Some of the homeless people who sleep rough in the Guildhall Square spoke on the megaphone. One said they never had a voice before. Another said that, underneath it all, we are all sisters and brothers. We chanted, “Ukip out—homeless people in”.

Jon Woods

Housing workers in a four-week strike

Housing maintenance workers in Manchester are on a four-week strike against pay differentials and attacks on their terms and conditions.

The Unite union members are employed by private contractor Mears and Mears-operated joint venture Manchester Working.

Some workers are paid up to £3,500 less than colleagues doing the same work. Workers have taken shorter strikes earlier this year, but stepped up the action as bosses refused to negotiate.

Refuse walkout creates tailbacks

Refuse workers in Birmingham were set to strike on Wednesday over pay and in defence of their jobs and conditions.

There were massive tailbacks outside the city’s rubbish dumps last weekend as residents queued to dump uncollected waste.

The council admitted that almost 1,200 people missed a collection in just one day last week. This shows how vital the workers are—and how hard their strikes can hit.

Protesting outside Notts County Council

Protesting outside Notts County Council (Pic: Richard Buckwell)


Standing with child refugees

Protesters descended on Notts County Council at short notice on Monday as Tory councillors voted to cease support for child refugees.
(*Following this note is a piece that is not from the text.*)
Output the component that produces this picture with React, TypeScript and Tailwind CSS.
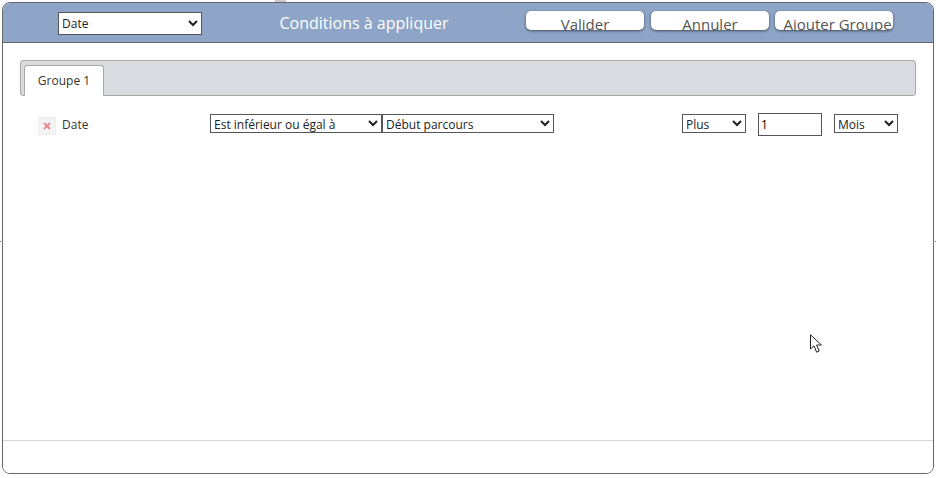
import React from 'react';

const font = "font-['Open_Sans','Noto_Sans',sans-serif]";

const Select: React.FC<{ label: string; className: string }> = ({ label, className }) => (
  <select
    defaultValue={label}
    className={`${className} appearance-auto bg-white border border-[#555] rounded-none text-[12px] text-[#222] indent-[-1px] outline-none`}
  >
    <option>{label}</option>
  </select>
);

const HeaderButton: React.FC<{ label: string; className: string }> = ({ label, className }) => (
  <button
    className={`${className} h-[19px] overflow-hidden bg-white rounded-[5px] shadow-[0_1px_3px_rgba(0,0,0,0.55)] text-[15px] leading-[19px] text-[#555] whitespace-nowrap pt-[4px]`}
  >
    {label}
  </button>
);

const App: React.FC = () => {
  return (
    <div className={`${font} relative w-[936px] h-[478px] bg-white overflow-hidden px-[2px] pt-[2px]`}>
      {/* bits of the page behind the dialog */}
      <div className="absolute left-[275px] top-0 w-[11px] h-[2px] bg-[#c8c8c8]" />
      <div className="absolute left-0 top-[241px] w-[3px] h-px bg-[#999]" />
      <div className="absolute right-0 top-[241px] w-[3px] h-px bg-[#999]" />

      <div className="w-[932px] h-[472px] border border-[#666] rounded-[8px] flex flex-col overflow-hidden bg-white">
        {/* Header */}
        <div className="h-[40px] shrink-0 bg-[#8ea5c8] border-b border-[#666] flex items-start">
          <Select label="Date" className="w-[144px] h-[23px] ml-[55px] mt-[9px] text-[#111]" />
          <div className="w-[324px] text-center text-[16px] leading-[22px] text-white mt-[9px]">Conditions à appliquer</div>
          <div className="flex mt-[8px]">
            <HeaderButton label="Valider" className="w-[118px]" />
            <HeaderButton label="Annuler" className="w-[118px] ml-[7px]" />
            <HeaderButton label="Ajouter Groupe" className="w-[118px] ml-[6px] pl-[7px]" />
          </div>
        </div>

        {/* Body */}
        <div className="flex-1 border-b border-[#d4d4d4] px-[17px] pt-[17px]">
          <div className="h-[36px] bg-[#d9dbe0] border border-[#a8a8a8] rounded-[3px] flex items-end pl-[3px]">
            <div className="w-[80px] h-[31px] -mb-px bg-white border border-[#a8a8a8] border-b-white rounded-t-[3px] text-[12px] leading-[29px] text-center text-[#333]">
              Groupe 1
            </div>
          </div>

          <div className="flex items-start mt-[17px]">
            <div className="w-[18px] h-[18px] ml-[18px] mt-[4px] bg-[#f3f3f5] border border-[#eeeeee] flex items-center justify-center">
              <svg width="8" height="8" viewBox="0 0 8 8">
                <path d="M1 1L7 7M7 1L1 7" stroke="#e58b90" strokeWidth="2" />
              </svg>
            </div>
            <div className="w-[148px] ml-[6px] text-[12px] leading-[18px] mt-[3px] text-[#333]">Date</div>
            <Select label="Est inférieur ou égal à" className="w-[172px] h-[19px] mt-[1px]" />
            <Select label="Début parcours" className="w-[172px] h-[19px] mt-[1px]" />
            <Select label="Plus" className="w-[64px] h-[19px] mt-[1px] ml-[128px]" />
            <input
              defaultValue="1"
              className="w-[64px] h-[23px] ml-[12px] border border-[#555] text-[12px] text-black px-[2px] outline-none"
            />
            <Select label="Mois" className="w-[64px] h-[19px] mt-[1px] ml-[12px]" />
          </div>
        </div>

        {/* Footer */}
        <div className="h-[32px] shrink-0 bg-white" />
      </div>

      {/* mouse pointer captured in the screenshot */}
      <svg className="absolute left-[810px] top-[334px]" width="13" height="20" viewBox="0 0 13 20">
        <path d="M0.5 0.8V15L4 11.8L6.6 18.2L9.2 17L6.6 11H11.5Z" fill="#fff" stroke="#222" strokeWidth="1" />
      </svg>
    </div>
  );
};

export default App;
Eve Leadbetter, who was brought up in Notts after escaping the Holocaust as a child in the “Kindertransport” trains, addressed them.

The Tories used a procedure to suspend involvement in the scheme and say policy had not changed.

Disgusting behaviour!

Richard Buckwell

Shattering delay for glass workers

Manufacturing workers at Sierra Windows in Paignton returned to work on Monday after their twelve-week run of strikes came to an end.

They plan to ballot for a new dispute but around substantially the same issues—shift patterns and pay.

The balloting process means weeks without strikes. Workers are angry at Unite union officials for an unnecessary and demoralising delay that gives bosses a chance for revenge.

Stop privatisation of Bromley libraries

Protesters were set to oppose the privatisation of all 14 libraries in Bromley, south London, on Wednesday of this week.

The Tory-run council executive was to discuss handing Greenwich Leisure Limited (GLL) the contract.

GLL is the same firm that was handed libraries in nearby Lambeth, in a deal that saw some closed and turned into gyms with some books in them—against fierce local opposition.

This week’s protest was called by the Unite union.

Building anti-Tory mood in Barnsley

Over 20 campaigners joined local trade unionists at Barnsley Trades Council’s May Must Go protest in Barnsley last Saturday.

It followed on from a successful similar protest held in May in the run-up to the general election.